Nach dem Zweiten Weltkrieg raffte eine Grippewelle tausende Menschen in Ost- und Westdeutschland dahin. Doch 1957 ist Wirtschaftswunderzeit und nach den Schrecken des Krieges zählten Grippetote nicht allzu viel. Das schien auch 1968 noch so zu sein, als fast 100.000 an der "Hongkong-Grippe" starben. Zwar schlossen auch damals viele Schulen, aber nicht vorsorglich, sondern weil zu viele Lehrer erkrankt waren. Warum legt heute ein Virus, dessen Tödlichkeit wir noch nicht einmal ganz genau kennen, die ganze Welt lahm? Was ist anders geworden? Und müssen wir uns darauf einstellen, dass rund alle zehn Jahre ein neues Virus um die Welt reisen wird?
2002 traten in einer südchinesischen Provinz gehäuft atypische schwere Lungenentzündungen auf, die oft tödlich verliefen. Im Juni 2003 hatte die bis dahin unbekannte Infektionskrankheit 30 Länder auf sechs Kontinenten erreicht. Niederländische Wissenschaftler vermuteten damals schon, dass ein Virus von Tieren auf den Menschen übergegangen ist. Die Entschlüsselung zeigte, dass es ein Virus aus der Corona-Familie war. Den Namen SARS kennt heute fast jedes Kind – in Verbindung mit CoV-2.

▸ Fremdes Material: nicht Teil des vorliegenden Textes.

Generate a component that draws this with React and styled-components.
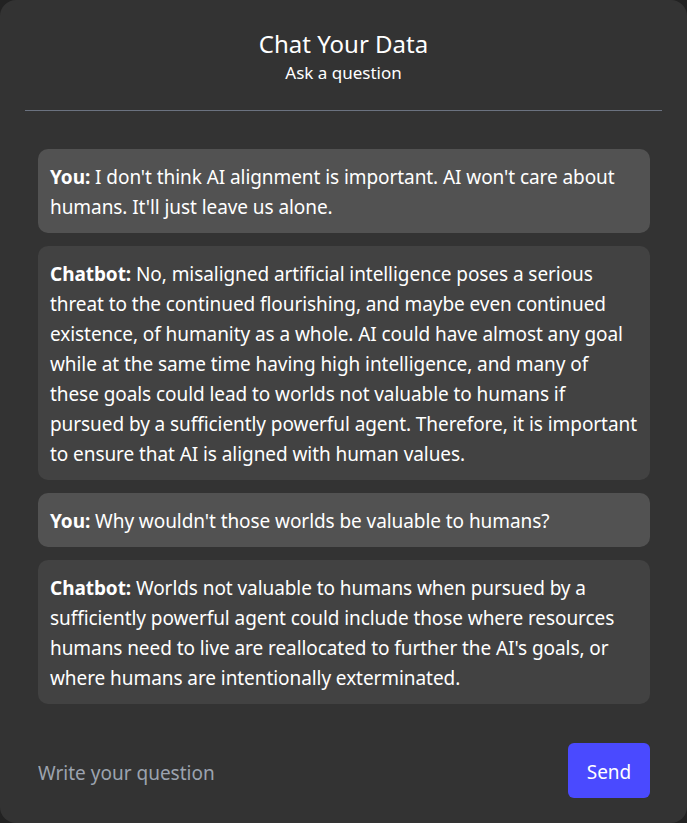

Im Jahr 2009 ging von Mexiko aus eine neue Grippewelle um die Welt. Man nannte sie "Schweinegrippe", denn der Erreger H1N1 wies Teile des Erbgutes von menschlichen Grippeviren, aber auch von Viren aus Schweinen und Vögeln auf. Der Schwede Johan Hultin wies die enge Verwandtschaft zur "Spanischen Grippe" nach. Auch damals gingen in Deutschland täglich die Fallzahlen hoch. Zumeist verlief die Grippe mild, aber es gab auch hier weltweit Todesfälle. Relativ schnell stand ein Impfstoff zur Verfügung, der hierzulande Diskussionen auslöste wegen möglicher Nebenwirkungen der verwendeten Impfverstärker. Diese Debatten erscheinen aus heutiger Sicht eher wie ein Luxusproblem – die Schweinegrippe konnte eingedämmt werden, das Leben ging weiter wie gewohnt.
Die Autorin Simone Jung sucht für ihre Dokumentation Wissenschaftler und Ärzte auf, die damals Verantwortung trugen und fragt, ob unsere Gesellschaft genügend Lehren aus der Pandemie von 2009 gezogen hat.